Meanwhile, back on the street…

Jacob Raus, the only Jewish business owner to actually profit from Krystalnacht in 1938 (don't ask), who cut a deal with the dybbuk which attached itself to him in his favor, and who betrayed his own family for a profit to the Nazis not long after that deal (again, don't ask), was pleased as he ended the cell phone call to his employer's research department.

Highly pleased.

In Jacob's many decades for Wolfrum and Hart, opportunities to rid himself of an unprofitable situation while pocketing the difference, came rarely.

But thanks to a series of unfortunate but highly entertaining incidents in the late 1980s/early 1990s, the Freddy Fazbear's Pizza chain was hemorrhaging money –and Raus's masters, normally tolerant as long as bloodshed and cash balanced out, with favor in the direction of cash, were losing patience.

Fast.

Hiring that ahtslahn, that un-kosher bum, that lilim, the vampire who was trying to break in through the back loading dock to be a security guard and then LOCKING him in the building was a stroke of pure genius. Having his hunch confirmed by Wolfrum and Hart's research department that it was William the Bloody, merely sweetened Jacob's satisfaction at solving the problem of negative cash flow for his masters. Though unaccountably silent since Budapest, the nasty little turd, the mishugena, the shaygets, had a well-earned reputation for indiscriminate destruction, even for a blood rat. With some discreet cooking of the books, the settlement terms of the soon-to-expire insurance policies covering this inconvenient financial drain for the next five nights, William the Bloody's gleefully anticipated random destruction would be quite profitable for Wolfrum and Hart AND Jacob Raus once William the Bloody did what William the Bloody did best, even as Wolfrum and Hart finally cut their losses by shutting down their ill-advised venture into children's entertainment.

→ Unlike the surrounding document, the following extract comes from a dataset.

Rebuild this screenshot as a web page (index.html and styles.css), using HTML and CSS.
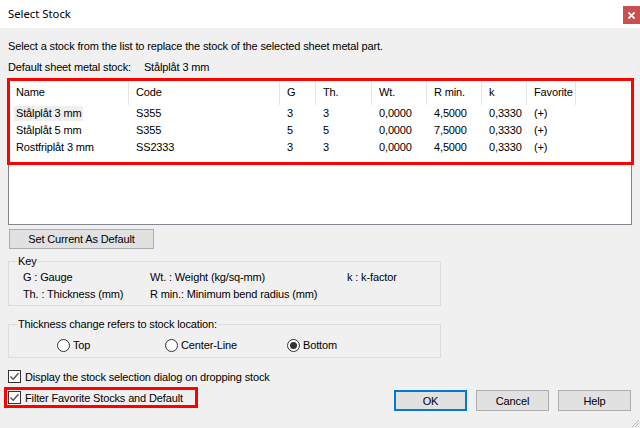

NOT that disasters weren't already profitable for an old hand like Jacob: his masters had yet to notice that every time a business venture he was assigned to went belly up, be it an unexpected F-5 tornado in southwestern Missouri or an anticipated economic collapse in Venezuela, near microscopic amounts of cash always disappeared without a trace into various global accounts under various names as administered by Jacob on company time.

As with sand, one grain at a time, a desert can overtake a field, Jacob's long, patient accumulation of wealth at his employer's expense was slow, steady, and… profitable. And as far as Jacob and his dybbuk, the possessing spirit that kept him an easily overlooked un-aging cog in a vast global machine since 1938, were concerned, slow and steady was all right by them.

Satisfied, the slow-motion macher and momzer, Jacob and his ghostly business partner-in-crime, started his well-cared for 1980s BMW sedan and chuckling, drove into the night towards L.A., anticipating flames on the horizon behind him before sunrise, thanks to his suggestion that the part owner of the business about to be closed down, pay the mishugena, the troublemaker on one of the missing night guard's timecards to bypass his inexplicable (to Mr. Henry) lack of a social security number or even a driver's license.

For the sake of keeping things legal and tidy.